Here, we propose implementing a Synapse Ontology using SKOS. By using a W3C-supported standard, this should facilitate future mappings of information in Synapse to other systems using other ontologies (e.g. EFO). At the same time it provides more guidance for how to structure a practical ontology for the Synapse system that solves all our immediate use cases around standardizing annotations and searching for entities in the system.
Open task: Convert Synapse ontology to make it SKOS compliant (Mike)
Open task: Evaluate use of Protégé SKOS plug-in to maintain and develop Synapse Ontology (Mike + Brig);
Open task: Evaluate Google Refine as SKOS editor (Mike)
Open task: Search for any other tools that might be easier to use (Mike)
Can continue to occur as it has been done so far.
For simplicity I’ll start off defining these as Java methods and classes. Will convert to REST / JSON once we have the right set of services defined.
ConceptSummary[] getAllConcepts(String parentConceptURI, String startFilter, String language)
The intention of this service is to allow the clients to display lists of concepts in the ontology to users. We assume users only ever see the preferredLabel for concepts, while the system uses URIs to define concepts. Therefore, the return value is a set of ConceptSummary objects:
Class ConceptSummary
Parameters
parentConceptURI – Constrains the call to return all concepts in the Synapse ontology that are skos:narrower than the concept defined by the parentConceptURI. If parentConceptURI is null, return all concepts in the ontology.
startFilter – Constrain the results returned to those where the preferred label (include synonyms?) starts with the startFilter. If null not used.
language – the language to return results in. If null, assume English. (Support not needed near term.)
Question: would this need to be paged? Or is returning 10K string pairs in JSON OK? What is biggest list of ConceptSummaries the client ever would need?
Question: any need for client to display related concepts in a tree view? If so, we are not returning enough here to do it. If we need it, we could add an integer searchDepth parameter to this service, allowing retrieval of direct children only when nodes in the tree were expanded. Might not need arbitrary depth, so alternative to int searchDepth would be Boolean flag giving all children or only direct children of a concept.
Question: does the client ever need the set of top concepts? Or do we always have things defined in our schema to be constrained to a parent concept that the client will have access to? If we need it, adding searchDepth=1 in conjunction with parentConceptURI=null would do it.
Concept getConcept(String conceptURI, String language)
Given a conceptURI, return an object that contains all the information that matches the skos:Concept class definition.
Class Concept
Parameters
conceptURI – the URI that uniquely and globally identifies this concept. If null error
language – the language encoding to return the concept in. If null assume English. Not needed in initial implementation.

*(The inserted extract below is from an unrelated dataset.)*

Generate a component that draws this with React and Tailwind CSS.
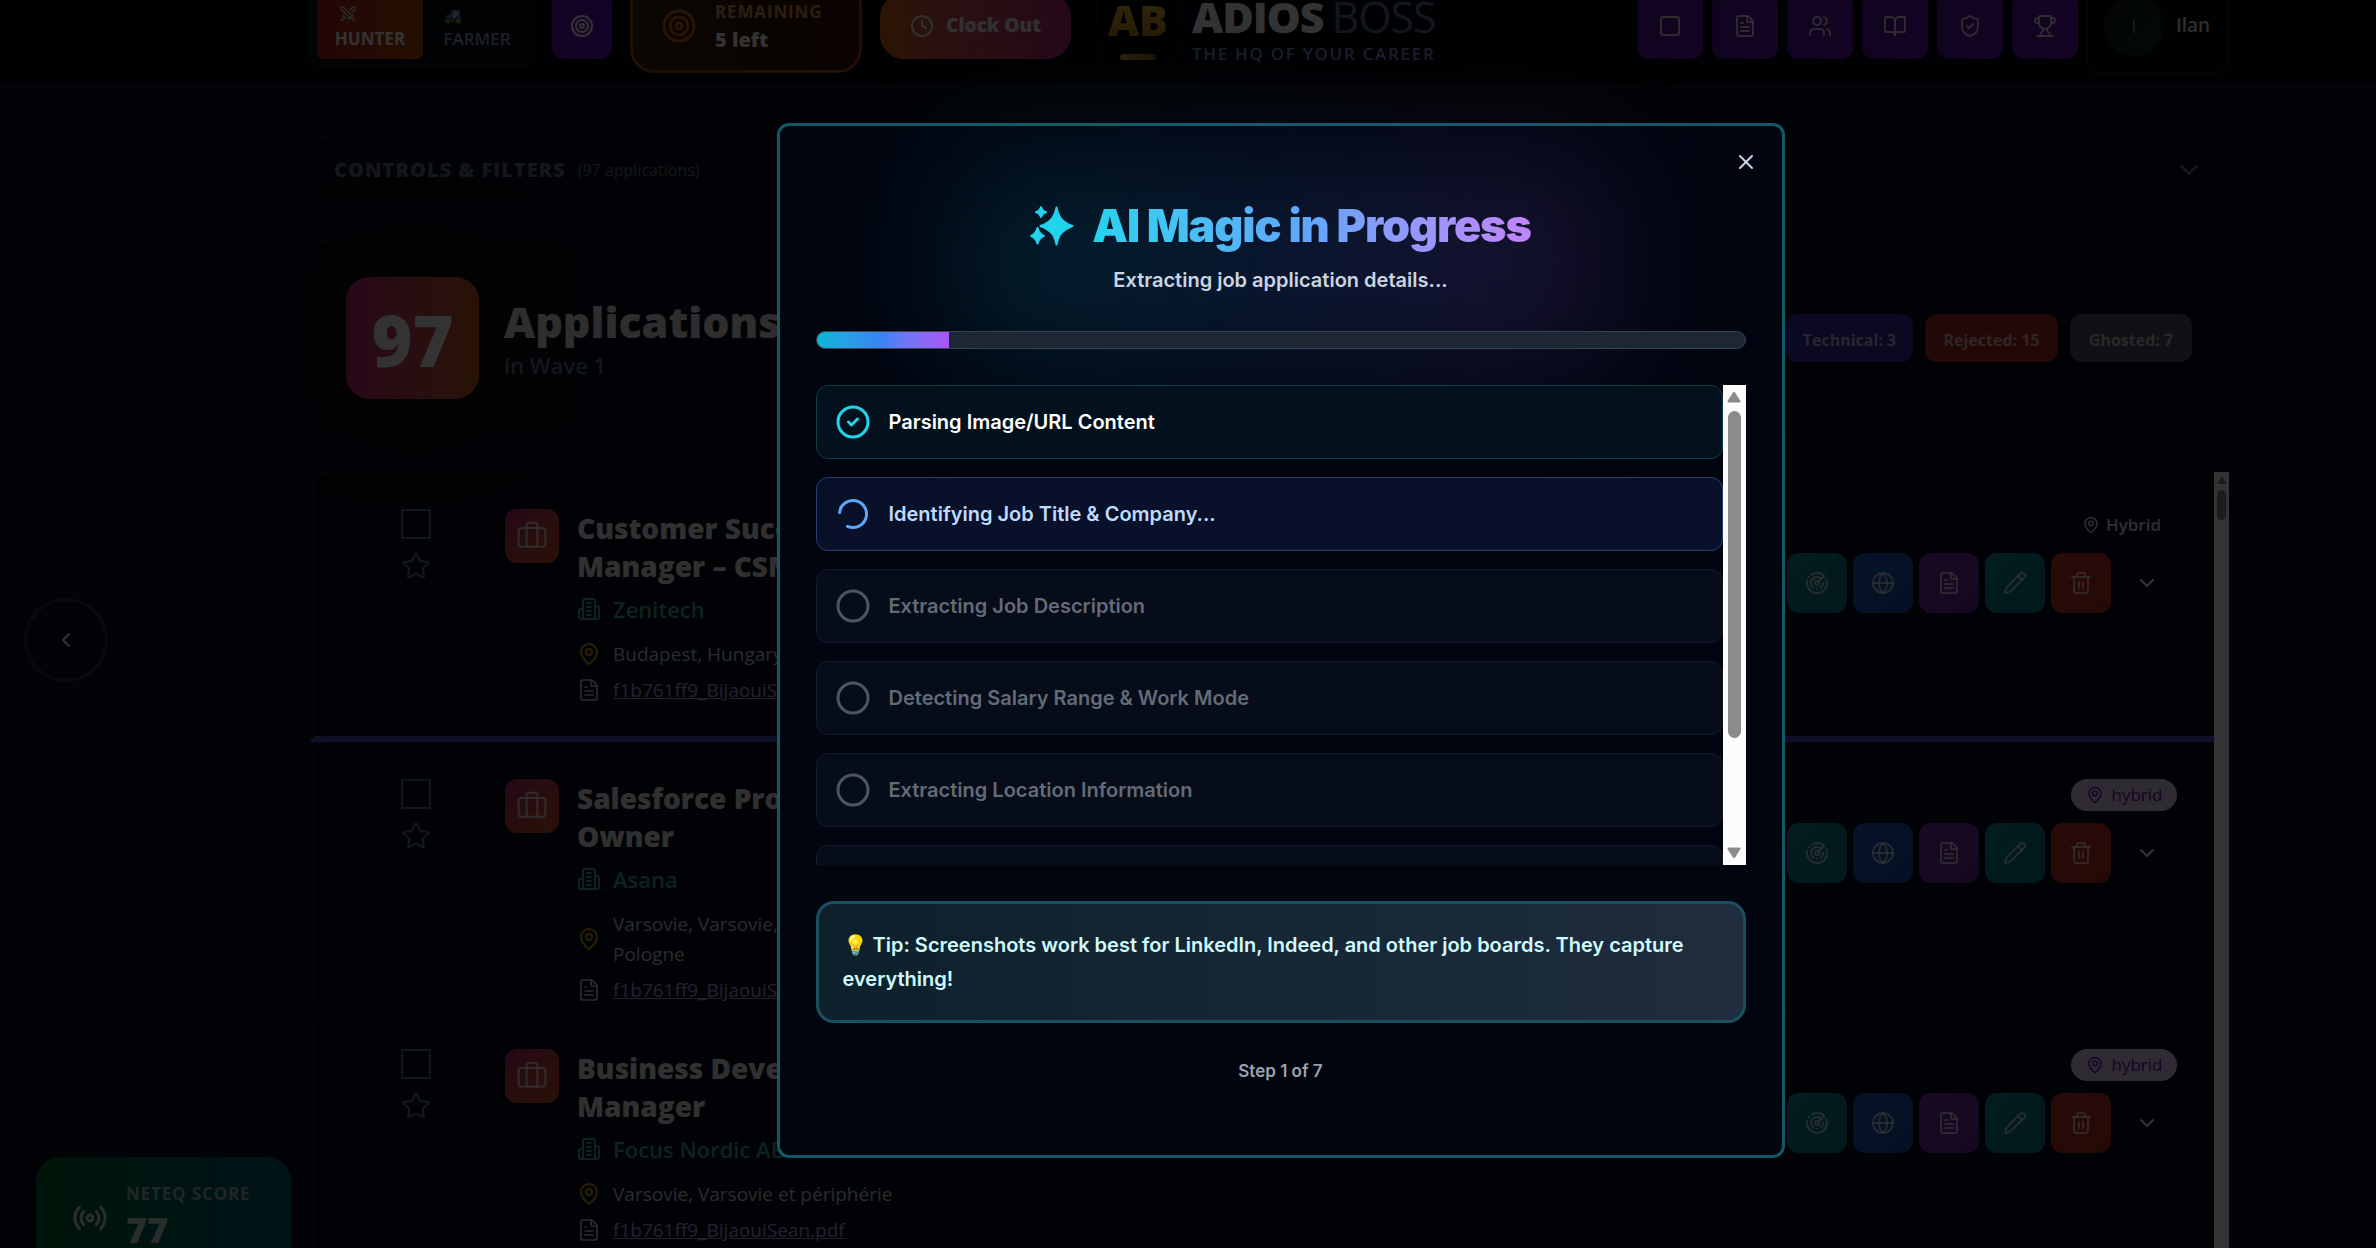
import React from "react";
import {
  BookOpen,
  Briefcase,
  ChevronDown,
  ChevronLeft,
  Circle,
  CircleCheck,
  Clock,
  FileText,
  Globe,
  LoaderCircle,
  MapPin,
  Pencil,
  Radar,
  Radio,
  ShieldCheck,
  Square,
  Star,
  Swords,
  Target,
  Trash2,
  Trophy,
  Users,
  X,
} from "lucide-react";

const NAV = [
  { label: "Board", Icon: Square },
  { label: "Documents", Icon: FileText },
  { label: "Contacts", Icon: Users },
  { label: "Library", Icon: BookOpen },
  { label: "Security", Icon: ShieldCheck },
  { label: "Trophies", Icon: Trophy },
];

const ACTIONS = [
  { label: "Radar", Icon: Radar, color: "from-[#0b8e9c] to-[#0a7a8c]" },
  { label: "Website", Icon: Globe, color: "from-[#1d5fc8] to-[#1a4fae]" },
  { label: "Notes", Icon: FileText, color: "from-[#7e35b8] to-[#6b2aa0]" },
  { label: "Edit", Icon: Pencil, color: "from-[#0b8e9c] to-[#0a7a8c]" },
  { label: "Delete", Icon: Trash2, color: "from-[#cc3a30] to-[#b8301c]" },
];

const JOBS = [
  {
    title: ["Customer Success", "Manager – CSM"],
    company: "Zenitech",
    location: ["Budapest, Hungary"],
    mode: "Hybrid",
    active: true,
  },
  {
    title: ["Salesforce Product", "Owner"],
    company: "Asana",
    location: ["Varsovie, Varsovie,", "Pologne"],
    mode: "hybrid",
  },
  {
    title: ["Business Developer", "Manager"],
    company: "Focus Nordic AB",
    location: ["Varsovie, Varsovie et périphérie"],
    mode: "hybrid",
  },
];

const STEPS = [
  { text: "Parsing Image/URL Content", state: "done" },
  { text: "Identifying Job Title & Company...", state: "active" },
  { text: "Extracting Job Description", state: "todo" },
  { text: "Detecting Salary Range & Work Mode", state: "todo" },
  { text: "Extracting Location Information", state: "todo" },
  { text: "Analyzing Requirements", state: "todo" },
];

function Building({ className }) {
  return (
    <svg viewBox="0 0 24 24" fill="none" stroke="currentColor" strokeWidth="2" strokeLinecap="round" strokeLinejoin="round" className={className}>
      <path d="M6 22V4a2 2 0 0 1 2-2h8a2 2 0 0 1 2 2v18Z" />
      <path d="M6 12H4a2 2 0 0 0-2 2v6a2 2 0 0 0 2 2h2" />
      <path d="M18 9h2a2 2 0 0 1 2 2v9a2 2 0 0 1-2 2h-2" />
      <path d="M10 6h4M10 10h4M10 14h4M10 18h4" />
    </svg>
  );
}

function Sparkles({ className }) {
  return (
    <svg viewBox="0 0 44 40" fill="currentColor" stroke="currentColor" strokeWidth="2" strokeLinejoin="round" className={className}>
      <path d="M26.5 1.5c1.8 9.5 5.500 14.500 16 18.500c-10.500 4-14.200 9-16 18.500c-1.800-9.500-5.500-14.500-16-18.500c10.500-4 14.200-9 16-18.500z" />
      <path d="M11 1.200c.8 2.800 2 4 5 4.900c-3 .9-4.200 2.100-5 4.900c-.8-2.800-2-4-5-4.900c3-.9 4.200-2.100 5-4.900z" />
      <path d="M7.500 22c1 4.200 2.600 6.200 6.300 7.800c-3.700 1.600-5.300 3.600-6.300 7.800c-1-4.200-2.600-6.200-6.300-7.800c3.700-1.600 5.300-3.600 6.300-7.800z" />
    </svg>
  );
}

function Header() {
  return (
    <header className="-mt-[34px] flex h-[120px] items-center border-b border-white/10 bg-[#04050a] pr-[148px] pl-[310px]">
      <div className="flex items-center gap-[18px]">
        <div className="flex h-20 w-56 gap-1 rounded-xl border border-slate-700/60 bg-[#070b12] p-1.5">
          <button type="button" className="flex w-[106px] flex-col items-center justify-end rounded-md bg-gradient-to-r from-[#b01c1c] to-[#b84a0a] pb-2">
            <Swords className="mr-11 mb-1 size-[18px] text-slate-300" />
            <span className="text-[17px] leading-6 font-bold text-white">HUNTER</span>
          </button>
          <button type="button" className="flex flex-1 flex-col items-center justify-end pb-2">
            <span className="mr-12 text-base leading-6 hue-rotate-60">🚜</span>
            <span className="text-[17px] leading-6 font-semibold text-slate-400">FARMER</span>
          </button>
        </div>
        <button type="button" aria-label="Targets" className="flex h-[66px] w-[60px] items-center justify-center rounded-xl bg-gradient-to-r from-purple-800 to-violet-800 text-white">
          <Target className="size-6" />
        </button>
        <div className="flex h-[94px] w-[232px] items-center gap-[18px] rounded-3xl border-3 border-[#b85a18]/80 bg-gradient-to-r from-[#33200a] to-[#331008] pl-7">
          <Target className="size-9 text-[#c8641c]" />
          <div>
            <div className="text-[17px] leading-7 font-bold tracking-wider text-orange-300/80">REMAINING</div>
            <div className="text-xl leading-7 font-extrabold text-white">5 left</div>
          </div>
        </div>
        <button type="button" className="flex h-[66px] w-[191px] items-center justify-center gap-3 rounded-3xl bg-gradient-to-r from-[#d9650c] to-[#b8287a] text-white/90">
          <Clock className="size-6" />
          <span className="text-[19px] font-extrabold">Clock Out</span>
        </button>
      </div>

      <div className="ml-[26px] flex items-center gap-[13px]">
        <div className="flex h-[82px] w-[82px] flex-col items-center justify-end rounded-2xl border border-white/10 bg-black pb-1.5">
          <span className="bg-gradient-to-b from-[#f5c84a] to-[#b8860b] bg-clip-text text-[43px] leading-12 font-extrabold text-transparent">AB</span>
          <span className="mt-2.5 h-1.5 w-9 rounded-sm bg-gradient-to-r from-[#d9a43a] to-[#8a6420]" />
        </div>
        <div className="pt-2">
          <div className="text-[43px] leading-12 tracking-tight whitespace-nowrap">
            <span className="font-extrabold text-white">ADIOS</span>
            <span className="ml-2 font-normal text-slate-500">BOSS</span>
          </div>
          <div className="pt-px text-[17px] leading-6 font-semibold tracking-widest whitespace-nowrap text-indigo-300/80">THE HQ OF YOUR CAREER</div>
        </div>
      </div>

      <nav className="ml-auto flex items-center gap-[9px]">
        {NAV.map(({ label, Icon }) => (
          <button key={label} type="button" aria-label={label} className="flex size-[66px] items-center justify-center rounded-xl bg-gradient-to-r from-violet-900 to-purple-800 text-white/80">
            <Icon className="size-6" />
          </button>
        ))}
        <button type="button" className="flex h-24 w-[141px] items-center gap-3 rounded-xl border border-white/15 pl-4 text-white/90">
          <span className="flex size-[60px] items-center justify-center rounded-full bg-gradient-to-br from-[#14141f] to-[#06302a] text-lg text-white/60">I</span>
          <span className="text-[19px] font-semibold">Ilan</span>
        </button>
      </nav>
    </header>
  );
}

function JobRow({ job, index }) {
  const checkId = `job-${index}`;
  return (
    <li
      className={
        job.active
          ? "flex h-[270px] items-start rounded-t-2xl border-t border-b-6 border-l-6 border-t-white/10 border-b-indigo-500/80 border-l-white/5 pt-9 pl-[86px]"
          : "flex h-[270px] items-start rounded-2xl border-t border-l-6 border-t-white/10 border-l-white/5 pt-9 pl-[86px]"
      }
    >
      <div className="flex w-[30px] flex-col items-center gap-3">
        <input id={checkId} type="checkbox" aria-label={job.title.join(" ")} className="size-[30px] appearance-none border-2 border-slate-500" />
        <button type="button" aria-label="Favourite" className="text-slate-500">
          <Star className="size-[30px]" strokeWidth={1.8} />
        </button>
      </div>
      <div className="ml-[74px] flex size-[54px] shrink-0 items-center justify-center rounded-xl bg-gradient-to-br from-[#c02a6a] to-[#cc540f] text-white/80">
        <Briefcase className="size-8" strokeWidth={1.5} />
      </div>
      <div className="ml-[18px] min-w-0 flex-1">
        <label htmlFor={checkId} className="block text-[28px] leading-[38px] font-extrabold text-white/95">
          {job.title.map((line) => (
            <span key={line} className="block">{line}</span>
          ))}
        </label>
        <div className="mt-1.5 flex items-center gap-3 text-[22px] leading-9 font-semibold text-[#3fae94]">
          <Building className="size-6" />
          {job.company}
        </div>
        <div className="mt-3 flex items-center gap-3 text-[19px] leading-[30px] text-slate-300">
          <MapPin className="size-6 text-[#c8a010]" />
          <div>
            {job.location.map((line) => (
              <span key={line} className="block">{line}</span>
            ))}
          </div>
        </div>
        <div className="mt-1.5 flex items-center gap-3 text-[19px] leading-[30px] text-violet-300/90">
          <FileText className="size-6 text-slate-300" strokeWidth={1.7} />
          <a href="#cv" className="underline">f1b761ff9_BijaouiSean.pdf</a>
        </div>
      </div>
      <div className="mr-[37px] flex flex-col items-end gap-3">
        {job.mode === "Hybrid" ? (
          <span className="mr-4 flex h-8 items-center gap-1.5 text-[17px] font-semibold text-slate-200">
            <MapPin className="size-[18px]" />
            {job.mode}
          </span>
        ) : (
          <span className="flex h-8 w-[106px] items-center justify-center gap-2 rounded-full bg-purple-200 text-[17px] text-purple-800">
            <MapPin className="size-[18px]" />
            {job.mode}
          </span>
        )}
        <div className="flex gap-1.5">
          {ACTIONS.map(({ label, Icon, color }) => (
            <button key={label} type="button" aria-label={label} className={`flex size-[60px] items-center justify-center rounded-xl bg-gradient-to-br text-white/70 ${color}`}>
              <Icon className="size-6" />
            </button>
          ))}
          <button type="button" aria-label="Expand" className="flex size-[60px] items-center justify-center text-white">
            <ChevronDown className="size-6" />
          </button>
        </div>
      </div>
    </li>
  );
}

function StepIcon({ state }) {
  if (state === "done") return <CircleCheck className="size-9 text-[#22d3ee]" />;
  if (state === "active") return <LoaderCircle className="size-9 rotate-[186deg] text-[#60a5fa]" />;
  return <Circle className="size-9 text-[#4b5563]" />;
}

const STEP_STYLES = {
  done: "border-[#0d3b47] bg-[#02111c] text-white",
  active: "border-[#263f73] bg-[#08102a] text-[#bfdbfe]",
  todo: "border-[#151c29] bg-[#060c18] text-[#646b78]",
};

function ProgressDialog() {
  return (
    <div role="dialog" aria-labelledby="dialog-title" className="relative h-[1035px] w-[1008px] rounded-xl border-3 border-[#125866] bg-[#01050f] px-9 pt-[73px] font-[Inter,sans-serif]">
      <div className="pointer-events-none absolute inset-x-44 top-8 h-52 bg-gradient-to-r from-[#06b6d4]/15 via-[#3b82f6]/15 to-[#a855f7]/15 blur-3xl" />
      <button type="button" aria-label="Close" className="absolute top-6 right-6 text-slate-300">
        <X className="size-6" />
      </button>

      <div className="relative text-center">
        <h2 id="dialog-title" className="flex items-center justify-center gap-[18px]">
          <Sparkles className="h-10 w-11 text-[#22d3ee]" />
          <span className="bg-gradient-to-r from-[#22d3ee] via-[#60a5fa] to-[#c084fc] bg-clip-text text-[45px] leading-[54px] font-black tracking-tight text-transparent">
            AI Magic in Progress
          </span>
        </h2>
        <p className="mt-3 text-xl leading-[30px] font-semibold text-[#cbd5e1]">Extracting job application details...</p>
      </div>

      <div className="relative mt-9 h-[18px] overflow-hidden rounded-full border border-[#37424f] bg-[#1d2733]">
        <div className="h-full bg-gradient-to-r from-[#06b6d4] via-[#3b82f6] to-[#a855f7]" style={{ width: `${100 / 7}%` }} />
      </div>

      <div className="relative mt-9 flex h-[480px] overflow-hidden">
        <ol className="flex flex-1 flex-col gap-[18px]">
          {STEPS.map((step) => (
            <li key={step.text} className={`flex h-[74px] shrink-0 items-center gap-[18px] rounded-xl border px-[18px] text-xl font-semibold ${STEP_STYLES[step.state]}`}>
              <StepIcon state={step.state} />
              {step.text}
            </li>
          ))}
        </ol>
        <div className="flex w-[23px] flex-col items-center bg-[#fcfcfc] py-1.5 text-[#8b8b8b]">
          <svg viewBox="0 0 14 12" className="h-3 w-3.5" fill="currentColor"><path d="M6 1.500q1-1.500 2 0l5.500 8.500q.5 1.500-1 1.500h-11q-1.500 0-1-1.500z" /></svg>
          <div className="mt-2 h-[327px] w-[13px] rounded-full bg-current" />
          <svg viewBox="0 0 14 12" className="mt-auto h-3 w-3.5 rotate-180" fill="currentColor"><path d="M6 1.500q1-1.500 2 0l5.500 8.500q.5 1.500-1 1.500h-11q-1.500 0-1-1.500z" /></svg>
        </div>
      </div>

      <div className="mt-9 rounded-[18px] border-3 border-[#18505f] bg-gradient-to-r from-[#0e202c] to-[#1f2d3f] p-6 text-xl leading-[34px] font-semibold text-[#cffafe]">
        💡 Tip: Screenshots work best for LinkedIn, Indeed, and other job boards. They capture everything!
      </div>

      <p className="mt-9 text-center text-[17px] leading-6 font-semibold text-[#9ca3af]">Step 1 of 7</p>
    </div>
  );
}

export default function App() {
  return (
    <div className="relative h-screen overflow-hidden bg-[#0b1020] font-['Open_Sans','Noto_Sans',sans-serif]">
      <Header />

      <main className="mr-[147px] ml-[309px] pt-[49px]">
        <button type="button" className="flex h-[70px] w-full items-center rounded-3xl border border-white/10 bg-black/20 px-6 text-left">
          <span className="text-xl font-extrabold tracking-wider text-slate-500">CONTROLS &amp; FILTERS</span>
          <span className="ml-3 text-base text-slate-500">(97 applications)</span>
          <ChevronDown className="ml-auto size-[30px] text-slate-500" />
        </button>

        <section className="mt-[34px] flex h-[197px] items-center rounded-3xl border border-white/10 bg-black/20 px-9">
          <div className="flex h-[122px] w-[133px] items-center justify-center rounded-3xl bg-gradient-to-r from-[#c82a7c] to-[#c85a0a] pt-1.5 text-[70px] font-extrabold text-white shadow-[0_0_100px_#78350f66]">97</div>
          <div className="ml-[25px] pt-1">
            <h1 className="text-[43px] leading-[50px] font-extrabold text-white/90">Applications</h1>
            <p className="text-[22px] leading-9 font-semibold text-slate-500">in Wave 1</p>
          </div>
          <div className="ml-auto flex gap-3 text-base font-bold text-white/70">
            <span className="flex h-12 w-[127px] items-center justify-center rounded-xl bg-[#392fa8] pt-1">Technical: 3</span>
            <span className="flex h-12 w-[133px] items-center justify-center rounded-xl bg-[#a82a20] pt-1">Rejected: 15</span>
            <span className="flex h-12 w-[122px] items-center justify-center rounded-xl bg-gray-600 pt-1">Ghosted: 7</span>
          </div>
        </section>

        <section className="mt-9 flex">
          <ul className="flex-1 bg-black/20">
            {JOBS.map((job, i) => (
              <JobRow key={job.company} job={job} index={i} />
            ))}
          </ul>
          <div className="flex w-[15px] flex-col items-center gap-1.5 bg-[#fcfcfc] pt-1 text-[#8b8b8b]">
            <svg viewBox="0 0 14 12" className="h-2 w-2.5" fill="currentColor"><path d="M7 0l7 12H0z" /></svg>
            <div className="h-[30px] w-[9px] rounded-full bg-current" />
          </div>
        </section>
      </main>

      <button type="button" aria-label="Previous" className="absolute top-[598px] left-6 flex size-[84px] items-center justify-center rounded-full border-3 border-white/15 text-white">
        <ChevronLeft className="size-6" />
      </button>

      <div className="absolute top-[1157px] left-9 flex h-[122px] w-[255px] items-center gap-[18px] rounded-3xl bg-gradient-to-r from-green-800 to-cyan-800 pl-9 text-white/80">
        <Radio className="size-9" />
        <div>
          <div className="text-[17px] leading-6 font-bold tracking-wider whitespace-nowrap text-white/60">NETEQ SCORE</div>
          <div className="text-4xl leading-12 font-extrabold">77</div>
        </div>
      </div>

      <div className="absolute inset-0 flex items-start justify-center bg-black/80 pt-[123px] pl-[185px]">
        <ProgressDialog />
      </div>
    </div>
  );
}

We propose that a top level concept URI can be included in the JSON entity schema as an alternative to defining an enumeration in place. This uri can then be passed to the getAllConcepts service to return the set of permissible concepts allowed for the property. This keeps long enumerations out of the JSON schema and our repo services, and allows us to deploy ontology changes without changing running Synapse code.
We expect the predominant change to the Synapse ontology to be the addition of new concepts, or refinement of synonyms, definitions, or other information about concepts in an ontology. In this case no change to the data stored by the Synapse repository services is needed. For cases where concepts need to be deleted we propose the following lifecycle:
As this case is expected to be rare we may be able to defer support until we see a specific need for it approaching.
We assume the service is simply providing very rapid responses to the queries defined above out of an in-memory cache, and not having any persistent state. Options here to discuss:
Amazon ElastiCache seems build for this type of service, although could be overkill as I’m not sure we need distributed cache. Doing this in ElastiCache provide experience with this technology.
Adding on to Repository Services: Might be quick and dirty fastest way to get something up and running in short term.
In either of these cases we need something to tell the service to rebuild the cache. This is an administrative call made after we update NCBO with a new ontology. Basic idea would be that when service gets request to rebuild it builds a new cache in memory and then replaces the old cache with a new one, so we can switch to a new ontology with no downtime. This implies the max cache size is half the memory on the node though. Alternatively, could let the service go down for short period to rebuild to get to double the memory usage.